I want to close by saying this: the Anglican Council of Indigenous People is not asking for two churches; it is asking for one, but one which recognizes the full power of the Gospel of Jesus Christ and the incarnation of Jesus Christ in the life of Indigenous peoples. It is amazing to me that the power of that Gospel is so great that even when it was used as an instrument of colonial power, that it had within it the seeds of revolution and liberation from that same power. That is the Gospel that we serve. And what Indigenous people are asking for is not political so much as from this church, the recognition of that reality and that authority which you have said again and again, and along with the American church and the rest of the Anglican Communion. What you have said again and again and again is there, by your endorsement and by your advocacy. Now it's a time to sit and look and say: how have we been affected by it? How have our institutions been shaped by it? Our jurisdictions, of course, are designed by it and not by the geography of Indigenous people, and that's very important for us to understand.

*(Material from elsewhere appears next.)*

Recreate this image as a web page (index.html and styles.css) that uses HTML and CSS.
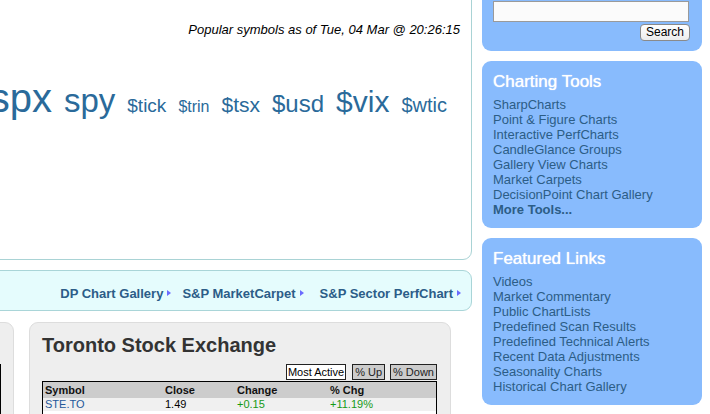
FILE: index.html
```html
<!DOCTYPE html>
<html>
<head>
<meta charset="utf-8">
<link rel="stylesheet" href="styles.css">
</head>
<body>
<div class="page">
  <div class="main">
    <div class="panel">
      <div class="popular">Popular symbols as of Tue, 04 Mar @ 20:26:15</div>
      <div class="symbols">
        <a class="sym s40">$spx</a>
        <a class="sym s33">spy</a>
        <a class="sym s19">$tick</a>
        <a class="sym s16">$trin</a>
        <a class="sym s21">$tsx</a>
        <a class="sym s24">$usd</a>
        <a class="sym s30">$vix</a>
        <a class="sym s20">$wtic</a>
      </div>
    </div>
    <div class="navbar">
      <a class="navlink">DP Chart Gallery<span class="tri"></span></a>
      <a class="navlink">S&amp;P MarketCarpet<span class="tri"></span></a>
      <a class="navlink wide">S&amp;P Sector PerfChart<span class="tri"></span></a>
    </div>
    <div class="lower">
      <div class="leftbox"><div class="lefttable"></div></div>
      <div class="tsx">
        <div class="tsx-title">Toronto Stock Exchange</div>
        <div class="tabs">
          <span class="tab active">Most Active</span>
          <span class="tab">% Up</span>
          <span class="tab">% Down</span>
        </div>
        <table class="quotes">
          <tr class="head"><th class="c1">Symbol</th><th class="c2">Close</th><th class="c3">Change</th><th class="c4">% Chg</th></tr>
          <tr class="odd"><td class="sym-cell">STE.TO</td><td>1.49</td><td class="up">+0.15</td><td class="up">+11.19%</td></tr>
          <tr><td class="sym-cell">&nbsp;</td><td></td><td></td><td></td></tr>
        </table>
      </div>
    </div>
  </div>
  <div class="side">
    <div class="sbox search">
      <input class="sinput" type="text">
      <div class="sbtn-row"><button class="sbtn">Search</button></div>
    </div>
    <div class="sbox links-box">
      <div class="stitle">Charting Tools</div>
      <ul class="slinks">
        <li>SharpCharts</li>
        <li>Point &amp; Figure Charts</li>
        <li>Interactive PerfCharts</li>
        <li>CandleGlance Groups</li>
        <li>Gallery View Charts</li>
        <li>Market Carpets</li>
        <li>DecisionPoint Chart Gallery</li>
        <li class="more">More Tools...</li>
      </ul>
    </div>
    <div class="sbox links-box">
      <div class="stitle">Featured Links</div>
      <ul class="slinks">
        <li>Videos</li>
        <li>Market Commentary</li>
        <li>Public ChartLists</li>
        <li>Predefined Scan Results</li>
        <li>Predefined Technical Alerts</li>
        <li>Recent Data Adjustments</li>
        <li>Seasonality Charts</li>
        <li>Historical Chart Gallery</li>
      </ul>
    </div>
  </div>
</div>
</body>
</html>
```
FILE: styles.css
```css
html, body {
  margin: 0;
  padding: 0;
  background: #ffffff;
  overflow: hidden;
  width: 710px;
  height: 414px;
}
body {
  font-family: "Liberation Sans", Arial, Helvetica, sans-serif;
  color: #000;
}
.page {
  display: flex;
  gap: 10px;
  align-items: flex-start;
}
.main {
  flex: 0 0 472px;
  width: 472px;
}
.panel {
  margin-top: -20px;
  margin-left: -200px;
  height: 280px;
  box-sizing: border-box;
  border: 1px solid #a9d3d5;
  border-radius: 0 0 9px 0;
  padding-top: 41px;
  background: #fff;
}
.popular {
  font-style: italic;
  font-size: 13px;
  line-height: 16px;
  text-align: right;
  padding-right: 11px;
}
.symbols {
  margin-top: 40px;
  display: flex;
  align-items: baseline;
  justify-content: flex-end;
  gap: 12px;
  padding-right: 24px;
}
.sym {
  color: #2a6a9a;
  line-height: 40px;
  white-space: nowrap;
}
.s40 { font-size: 40px; }
.s33 { font-size: 33px; }
.s30 { font-size: 30px; }
.s24 { font-size: 24px; }
.s21 { font-size: 21px; }
.s20 { font-size: 20px; }
.s19 { font-size: 19px; }
.s16 { font-size: 16px; }

.navbar {
  margin-top: 10px;
  margin-left: -200px;
  height: 41px;
  box-sizing: border-box;
  border: 1px solid #a9d5d8;
  border-radius: 0 9px 9px 0;
  background: #e5fcfd;
  display: flex;
  align-items: center;
  justify-content: flex-end;
  padding-right: 10px;
  padding-top: 5px;
}
.navlink {
  font-weight: bold;
  font-size: 13px;
  color: #2c5d88;
  margin-left: 11px;
  display: flex;
  align-items: center;
  white-space: nowrap;
}
.navlink.wide { margin-left: 16px; }
.tri {
  display: inline-block;
  width: 0;
  height: 0;
  margin-left: 4px;
  border-top: 3.5px solid transparent;
  border-bottom: 3.5px solid transparent;
  border-left: 4px solid #6b6bff;
}

.lower {
  margin-top: 11px;
  display: flex;
  justify-content: flex-end;
  gap: 15px;
  padding-right: 21px;
}
.leftbox {
  flex: 0 0 200px;
  height: 120px;
  box-sizing: border-box;
  background: #eeeeee;
  border: 1px solid #dddddd;
  border-radius: 9px;
  padding-top: 41px;
  padding-right: 12px;
}
.lefttable {
  height: 100px;
  border: 1px solid #000;
  background: #fff;
}
.tsx {
  flex: 0 0 422px;
  height: 120px;
  box-sizing: border-box;
  background: #eeeeee;
  border: 1px solid #dddddd;
  border-radius: 9px;
  padding: 10px 13px 0 12px;
}
.tsx-title {
  font-size: 20px;
  font-weight: bold;
  line-height: 24px;
  color: #333333;
}
.tabs {
  margin-top: 7px;
  display: flex;
  justify-content: flex-end;
  gap: 5px;
  padding-right: 0;
}
.tab {
  font-size: 11px;
  line-height: 14px;
  padding: 0 2px;
  border: 1px solid #222;
  background: #cccccc;
  color: #222;
}
.tab.active {
  background: #ffffff;
  color: #000;
  padding: 0 1px;
  margin-right: 1px;
}
.quotes {
  width: 395px;
  border-collapse: collapse;
  border: 1px solid #000;
  font-size: 11px;
  margin-top: 1px;
  background: #fff;
}
.quotes th {
  text-align: left;
  font-weight: bold;
  background: #cccccc;
  height: 16px;
  padding: 0 2px;
  color: #111;
}
.quotes td {
  height: 13px;
  padding: 0 2px;
  line-height: 13px;
}
.quotes .c1 { width: 116px; }
.quotes .c2 { width: 68px; }
.quotes .c3 { width: 89px; }
.quotes tr.odd td { background: #f0f0f0; }
.sym-cell { color: #24589a; }
.up { color: #159a15; }

.side {
  flex: 0 0 220px;
  width: 220px;
}
.sbox {
  background: #88bbfd;
  border-radius: 9px;
  box-sizing: border-box;
}
.search {
  margin-top: -20px;
  padding: 21px 12px 10px 11px;
}
.sinput {
  display: block;
  width: 196px;
  height: 21px;
  box-sizing: border-box;
  border: 1px solid #9a9a9a;
  background: #fbfbfb;
  margin: 0;
  padding: 0;
}
.sbtn-row {
  display: flex;
  justify-content: flex-end;
  margin-top: 2px;
  padding-right: 0;
}
.sbtn {
  font-family: "Liberation Sans", Arial, sans-serif;
  font-size: 12px;
  height: 17px;
  width: 50px;
  padding: 0;
  margin: 0;
  border: 1px solid #8a8a8a;
  border-radius: 4px;
  background: linear-gradient(#ffffff, #ececec);
  color: #000;
  line-height: 15px;
}
.links-box {
  margin-top: 10px;
  padding: 11px 11px 11px 11px;
}
.stitle {
  color: #ffffff;
  font-size: 17px;
  line-height: 20px;
  text-shadow: 0 0 1px #ffffff;
}
.slinks {
  list-style: none;
  margin: 5px 0 0 0;
  padding: 0;
}
.slinks li {
  font-size: 13px;
  line-height: 15px;
  color: #2c5d86;
  white-space: nowrap;
}
.slinks li.more {
  font-weight: bold;
}
```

We are asked to acknowledge the reality of the fundamental principles that shape us as Anglicans as having full validity and reality in the life of Indigenous people. This is one of the greatest moments in the history of the mission of the Anglican Communion to Indigenous peoples. It will be remembered, and how you take it to heart today will speak volumes about what the future is. For today you have been given an open door to go into a future we believe is of God's making -- a future that was offered long ago, but in the infinite and wonderful grace of God, has been offered to us all once again in the forgiveness of Jesus Christ. (Final greetings in Ojibwa).